Similar, if less dramatic, encounters have played out with increasing frequency across the country as the Trump administration cracks down on illegal immigration. Undocumented immigrants without criminal records, like Gbohoutou, who were generally off limits under the Obama administration, are now fair game, officials say.

Gbohoutou came to the United States legally in 2006, when he was 14, to join his father, who worked for their country’s ambassador in Washington. His mother stayed behind in the Central African Republic, one of the world’s poorest countries long wracked by religious and civil conflict.

When the situation there worsened, his father applied for asylum, including his son as a dependent. But the application was rejected. When their appeal was also denied, his father thought it better to remain in the United States illegally than return.

“The fact that he was brought here as a kid means he’s really blameless,” said Adam Crandell, Gbohoutou’s immigration attorney, noting that he graduated from High Point High School in Beltsville, Md., and was eligible for Deferred Action for Childhood Arrivals (DACA), an Obama-era program to protect undocumented immigrants brought to this country as children.

Gbohoutou was still in high school when he met the woman who would become his wife.
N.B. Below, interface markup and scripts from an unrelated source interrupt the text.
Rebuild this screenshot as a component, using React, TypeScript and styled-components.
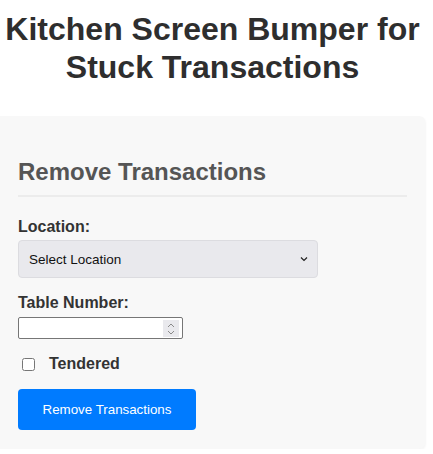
import React, { useState } from 'react'
import styled, { createGlobalStyle } from 'styled-components'

const GlobalStyle = createGlobalStyle`
  html, body {
    margin: 0;
    padding: 0;
    background: #fff;
  }
  body {
    font-family: 'Liberation Sans', Arial, sans-serif;
    color: #333;
  }
`

const Page = styled.div`
  width: 425px;
`

const Title = styled.h1`
  margin: 10px 0 0;
  font-size: 32px;
  line-height: 38px;
  font-weight: bold;
  text-align: center;
  color: #2e2e2e;
`

const Panel = styled.div`
  margin-top: 30px;
  background: #f8f8f8;
  border-radius: 0 6px 6px 0;
  padding: 42px 18px 19px;
  box-shadow: 1px 1px 2px rgba(0, 0, 0, 0.04);
`

const PanelTitle = styled.h2`
  margin: 0 0 20px;
  padding-bottom: 9px;
  font-size: 24px;
  line-height: 28px;
  color: #555;
  border-bottom: 2px solid #ececec;
`

const Field = styled.div<{ $gap: number }>`
  display: flex;
  flex-direction: column;
  align-items: flex-start;
  gap: ${p => p.$gap}px;
  margin-bottom: 15px;
`

const Label = styled.label`
  font-size: 16px;
  font-weight: bold;
  line-height: 20px;
`

const SelectWrap = styled.div`
  position: relative;
  width: 300px;
`

const Select = styled.select`
  appearance: none;
  width: 300px;
  height: 38px;
  padding: 0 10px;
  font-family: 'Liberation Sans', Arial, sans-serif;
  font-size: 13.5px;
  color: #111;
  background: #e9e9ed;
  border: 1px solid #dcdce0;
  border-radius: 4px;
`

const Chevron = styled.svg`
  position: absolute;
  right: 10px;
  top: 16px;
  width: 8px;
  height: 6px;
  pointer-events: none;
`

const InputWrap = styled.div`
  position: relative;
  width: 165px;
`

const NumberInput = styled.input`
  width: 165px;
  height: 22px;
  box-sizing: border-box;
  border: 1px solid #767676;
  border-radius: 2px;
  background: #fff;
  font-size: 14px;
  -moz-appearance: textfield;

  &::-webkit-inner-spin-button,
  &::-webkit-outer-spin-button {
    -webkit-appearance: none;
    margin: 0;
  }
`

const Spinner = styled.div`
  position: absolute;
  right: 4px;
  top: 3px;
  width: 16px;
  height: 17px;
  background: #e9e9ed;
  display: flex;
  flex-direction: column;
  align-items: center;
  justify-content: center;
  gap: 2px;
  pointer-events: none;
`

const CheckRow = styled.label`
  display: flex;
  align-items: center;
  gap: 14px;
  margin: 0 0 15px 4px;
  font-size: 16px;
  font-weight: bold;
  line-height: 20px;
`

const Box = styled.input`
  width: 13px;
  height: 13px;
  margin: 0;
`

const Button = styled.button`
  width: 178px;
  height: 41px;
  background: #007bff;
  color: #fff;
  border: none;
  border-radius: 4px;
  font-family: 'Liberation Sans', Arial, sans-serif;
  font-size: 13.33px;
  cursor: pointer;
`

export default function App() {
  const [location, setLocation] = useState('')
  const [table, setTable] = useState('')
  const [tendered, setTendered] = useState(false)

  return (
    <Page>
      <GlobalStyle />
      <Title>Kitchen Screen Bumper for Stuck Transactions</Title>
      <Panel>
        <PanelTitle>Remove Transactions</PanelTitle>
        <Field $gap={3}>
          <Label htmlFor='location'>Location:</Label>
          <SelectWrap>
            <Select id='location' value={location} onChange={e => setLocation(e.target.value)}>
              <option value=''>Select Location</option>
            </Select>
            <Chevron viewBox='0 0 8 6'>
              <path d='M1 1.5 L4 4.5 L7 1.5' fill='none' stroke='#222' strokeWidth='1.2' />
            </Chevron>
          </SelectWrap>
        </Field>
        <Field $gap={4}>
          <Label htmlFor='table'>Table Number:</Label>
          <InputWrap>
            <NumberInput id='table' type='number' value={table} onChange={e => setTable(e.target.value)} />
            <Spinner>
              <svg width='8' height='5' viewBox='0 0 8 5'>
                <path d='M1 4 L4 1 L7 4' fill='none' stroke='#8a8a8a' strokeWidth='1' />
              </svg>
              <svg width='8' height='5' viewBox='0 0 8 5'>
                <path d='M1 1 L4 4 L7 1' fill='none' stroke='#8a8a8a' strokeWidth='1' />
              </svg>
            </Spinner>
          </InputWrap>
        </Field>
        <CheckRow>
          <Box type='checkbox' checked={tendered} onChange={e => setTendered(e.target.checked)} />
          Tendered
        </CheckRow>
        <Button>Remove Transactions</Button>
      </Panel>
    </Page>
  )
}
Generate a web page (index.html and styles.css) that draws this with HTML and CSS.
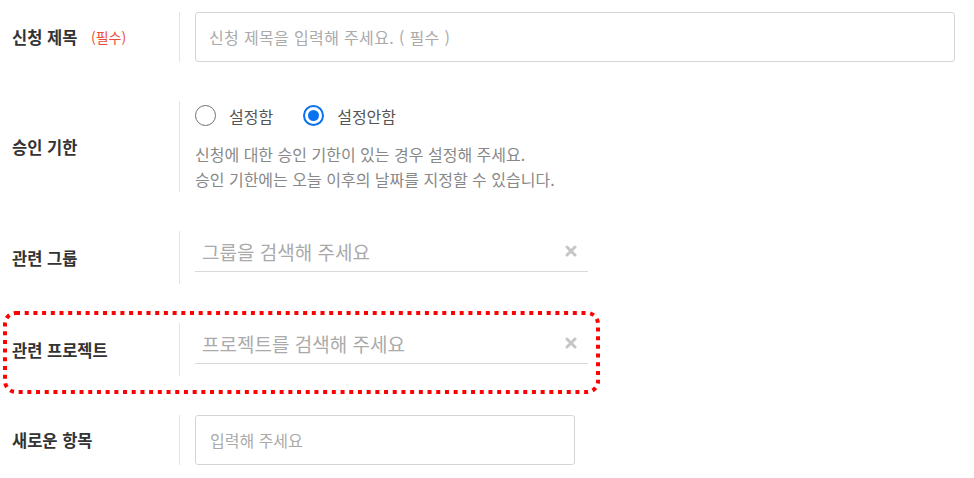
FILE: index.html
```html
<!DOCTYPE html>
<html lang="ko">
<head>
<meta charset="utf-8">
<title>신청 양식</title>
<link rel="stylesheet" href="styles.css">
</head>
<body>
<form class="form">
  <div class="row row-title">
    <div class="label">신청 제목 <span class="req">(필수)</span></div>
    <div class="field">
      <div class="box box-wide"><span class="ph">신청 제목을 입력해 주세요. ( 필수 )</span></div>
    </div>
  </div>

  <div class="row row-deadline">
    <div class="label">승인 기한</div>
    <div class="field field-col">
      <div class="radios">
        <span class="radio"><span class="dot"></span><span class="rtext">설정함</span></span>
        <span class="radio checked"><span class="dot"></span><span class="rtext">설정안함</span></span>
      </div>
      <p class="help">신청에 대한 승인 기한이 있는 경우 설정해 주세요.<br>승인 기한에는 오늘 이후의 날짜를 지정할 수 있습니다.</p>
    </div>
  </div>

  <div class="row row-search">
    <div class="label">관련 그룹</div>
    <div class="field">
      <div class="search">
        <span class="sph">그룹을 검색해 주세요</span>
        <svg class="clear" width="12" height="12" viewBox="0 0 12 12"><path d="M2 2L10 10M10 2L2 10" stroke="#c6c6c6" stroke-width="3" stroke-linecap="round"/></svg>
      </div>
    </div>
  </div>

  <div class="row row-search highlight">
    <svg class="mark" width="597" height="83" viewBox="0 0 597 83"><rect x="2" y="2" width="593" height="79" rx="11" ry="11" fill="none" stroke="#f00" stroke-width="4" stroke-dasharray="4 4.7"/></svg>
    <div class="label">관련 프로젝트</div>
    <div class="field">
      <div class="search">
        <span class="sph">프로젝트를 검색해 주세요</span>
        <svg class="clear" width="12" height="12" viewBox="0 0 12 12"><path d="M2 2L10 10M10 2L2 10" stroke="#c6c6c6" stroke-width="3" stroke-linecap="round"/></svg>
      </div>
    </div>
  </div>

  <div class="row row-new">
    <div class="label">새로운 항목</div>
    <div class="field">
      <div class="box box-short"><span class="ph ph-sm">입력해 주세요</span></div>
    </div>
  </div>
</form>
</body>
</html>
```

FILE: styles.css
```css
* { box-sizing: border-box; }
html, body { margin: 0; padding: 0; background: #fff; }
body {
  font-family: "Noto Sans CJK KR", "Noto Sans", sans-serif;
  color: #333;
}
.form {
  padding-top: 12px;
  display: flex;
  flex-direction: column;
  gap: 39px;
}
.row {
  display: flex;
  align-items: stretch;
}
.label {
  width: 179px;
  padding-left: 12px;
  display: flex;
  align-items: center;
  font-size: 16.5px;
  font-weight: 700;
  color: #333;
  white-space: pre;
}
.req {
  font-size: 14px;
  font-weight: 400;
  color: #e8503e;
  margin-left: 9px;
}
.field {
  border-left: 1px solid #e4e4e4;
  padding-left: 15px;
}
.box {
  height: 50px;
  border: 1px solid #d5d5d5;
  border-radius: 3px;
  display: flex;
  align-items: center;
  padding-left: 13px;
}
.box-wide { width: 760px; }
.box-short { width: 380px; }
.ph {
  font-size: 16px;
  letter-spacing: 0.35px;
  color: #aaa;
}
.ph-sm { font-size: 16px; letter-spacing: 0; padding-left: 1px; }

.row-deadline .field { height: 91px; }
.field-col {
  display: flex;
  flex-direction: column;
}
.radios {
  height: 30px;
  display: flex;
  align-items: center;
  gap: 30px;
}
.radio {
  display: flex;
  align-items: center;
  gap: 13px;
  font-size: 16px;
  color: #555;
}
.dot {
  width: 21px;
  height: 21px;
  border-radius: 50%;
  border: 1.5px solid #707070;
  display: flex;
  align-items: center;
  justify-content: center;
}
.checked .dot {
  border: 2px solid #0a72ee;
}
.checked .dot::after {
  content: "";
  width: 11px;
  height: 11px;
  border-radius: 50%;
  background: #0a72ee;
}
.help {
  margin: 12px 0 0;
  font-size: 16px;
  line-height: 25px;
  color: #888;
}

.row-search .field { height: 53px; }
.search {
  width: 393px;
  height: 41px;
  border-bottom: 1px solid #d9d9d9;
  display: flex;
  align-items: center;
  justify-content: space-between;
  padding: 0 11px 0 7px;
}
.sph {
  font-size: 19px;
  color: #aaa;
}

.highlight { position: relative; }
.mark {
  position: absolute;
  left: 3px;
  top: -12px;
  pointer-events: none;
}

.row-new .field { height: 50px; }
```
He was on a Washington, D.C., bus when on stepped Shaniece.

“He was cute; I was cute,” she said. “We exchanged words, and then we exchanged numbers.”

For their first date, he took her to her favorite restaurant, TGI Friday’s. For their second, she went to his senior prom.

But as they dated, Gbohoutou’s life began to fall apart. Shortly after his family’s asylum application was denied, his mother was kidnapped in the Central African Republic by political rivals, he said.

“I guess they wanted my dad to go back,” Gbohoutou said. “They tortured her. And they beat her to death.”

His father died a few weeks later – a “physical manifestation of grief,” Crandell said — leaving Gbohoutou to navigate life in the United States as an undocumented immigrant.

That life was not without incident. Gbohoutou was arrested in 2011, when he was 19, accused of shoplifting from a mall, Crandell said, but the charges were dropped. His only other criminal charge, for failure to present identification to police during a traffic stop in 2016, was also dropped.

In 2014, Gbohoutou was detained by ICE for about six months. Crandell said it was unclear why his client was held, but it might have been connected with the shoplifting charge.

Since then, Gbohoutou has been required to check in with ICE periodically. Despite worries over the new administration, his first few check-ins under President Trump went without a hitch.

The last one, on Shaniece’s birthday, seemed to be a sign that his hard luck had ended. The couple wed last May and had recently begun the process to get him a green card. This spring they vacationed in Florida.

When they returned, there was an envelope from ICE waiting. The agency asked Gbohoutou to come in on April 19 but didn’t say why. The couple hoped it was so he could receive a work permit.

“We didn’t have any fear,” Shaniece said. “We thought, what could go wrong?”

At the Baltimore office, Gbohoutou’s name was called while Shaniece was in the bathroom. When an ICE agent asked him if he had a relative to take his things, his stomach dropped.

When his wife returned, Gbohoutou told her to be strong.

“I put my head down and started crying,” she said. When she looked up, he was gone.

With the help of immigrants rights group Sanctuary DMV, Shaniece hired Crandell and began a campaign to free her husband. On May 16, Crandell filed a motion to reopen Gbohoutou’s case.

But on Thursday, after missing a call from Gbohoutou, Shaniece rang his detention center only to be told he was being transferred to New York to be deported.

Crandell says he thinks his client was spared Thursday only because no ICE agent was scheduled to accompany him to Africa. But he hopes the airport incident has bought him enough time to persuade the Board of Immigration Appeals to reopen Gbohoutou’s case.

Crandell said that ICE was within its rights but that sending his client back to the Central African Republic would be “hamfisted and cruel.”

Gbohoutou said he hopes to remain in the United States, become an architect and start a family.

“I’m not a bad person,” he said, but added that if ICE tries to deport him again, “I’m still not going to get on the plane.”